Smart cities have been provided some seed money from the Centre and the state, with some to be generated from their own budget. But the financial requirement still remains huge, as a smart city plan has to benefit the entire city and is not just limited to the area identified for development.
'Funding-related challenges emanate from delay in disbursal of funds owing to non-adherence to the conditions, contribution of funds from state governments and no bidder interest from the potential concessionaires for PPP projects,' says Ravinder Reddy, Partner, Grant Thornton India LLP. 'This can be suitably addressed with robust fundraising programmes from the state and local governments at the ULB levels through better collection of taxes, bond-raising programmes backed by governments, and other bridge financing schemes.'
To this, Ajay Saxena, PPP Expert and Senior Urban Financing Specialist, adds, 'Financing smart cities through PPP, bond or any other debt instrument is the ideal way forward; else, this initiative will go waste as depending on the Centre or state governments to fund all activities is impossible and incorrect.' Citing his experience in Pune, he says, 'Although Pune is not entirely a smart city, it has raised funds through bonds for a water project, which is a by-product of smart city thinking. Also, the PPP project to install LED lights on the streets of the city has been successful.'
Funding projects through the PPP model continues to be an ideal and popular way to bridge the gap of funds or utilise funds optimally. 'Floating bonds at the SPV level would pose a challenge as it is dependent on grant funds and has limited revenue-generating sources at its level,' says Reddy. 'However, PPP funding is to be utilised selectively for big-ticket projects, where the revenue model is robust and project structures are appealing and attractive.' He says PPP projects have been envisaged in the smart cities of Thumakuru, Nagpur, Jalandhar and others in advanced stages of launch in the areas of affordable healthcare, solid waste, sports and affordable housing. If successful, the PPP option would pave the way for effective and efficient usage and saved funds may be used to build basic infrastructure projects.
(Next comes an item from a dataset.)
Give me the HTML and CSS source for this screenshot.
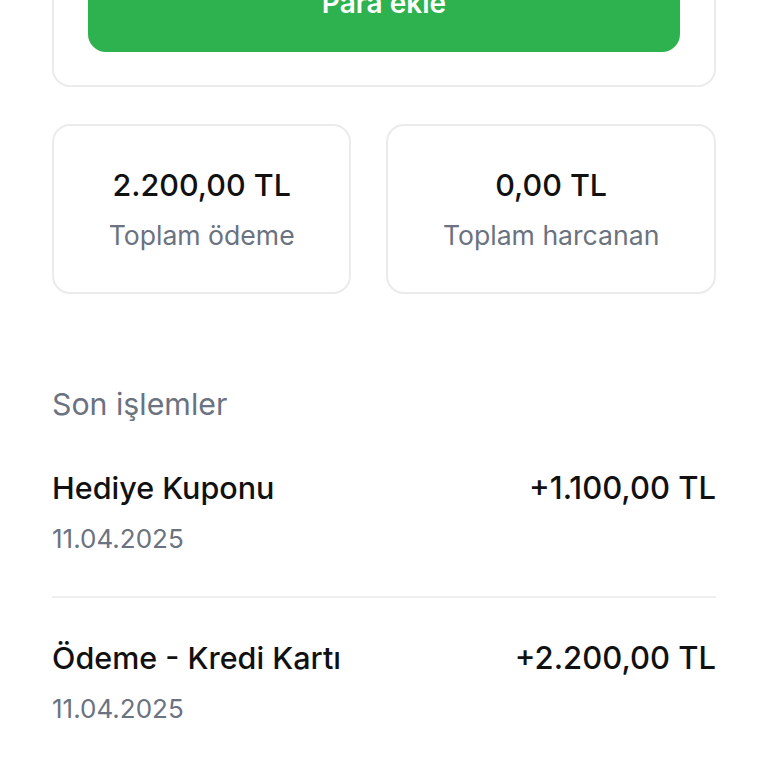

In line with the national Smart Cities mission, Andhra Pradesh has designed its own state mission with the aim to develop 13 more smart cities. This mission, which strives for pan-city development, was initiated in 2017 in six cities - Srikakulam, Eluru, Nellore, Ongole, Kurnool and Ananthapur (all in the population range of 2-6 lakh) - as Phase-1 with financial assistance of Rs 100 crore from the state government for three years.
The state formed a JV with IL&FS Group - Andhra Pradesh Urban Infrastructure Asset Management (APUIAML) - to raise funds for sustainable urban infrastructure projects. According to Prakash Gaur, CEO, Andhra Pradesh Urban Infrastructure Asset Management, 'As per the smart city plan prepared by APUIAML for these six cities, investment potential of over Rs 5,000 crore has been envisaged. Apart from state funding support, the cities are leveraging convergence from schemes, enhancing revenue streams, additional FSIs, asset monetisation, etc, to meet the funding requirements.' He adds that project-based financing from external and bilateral agencies, FIs and Andhra Pradesh Urban Development Fund (APUDF) are also in the process for the identified projects.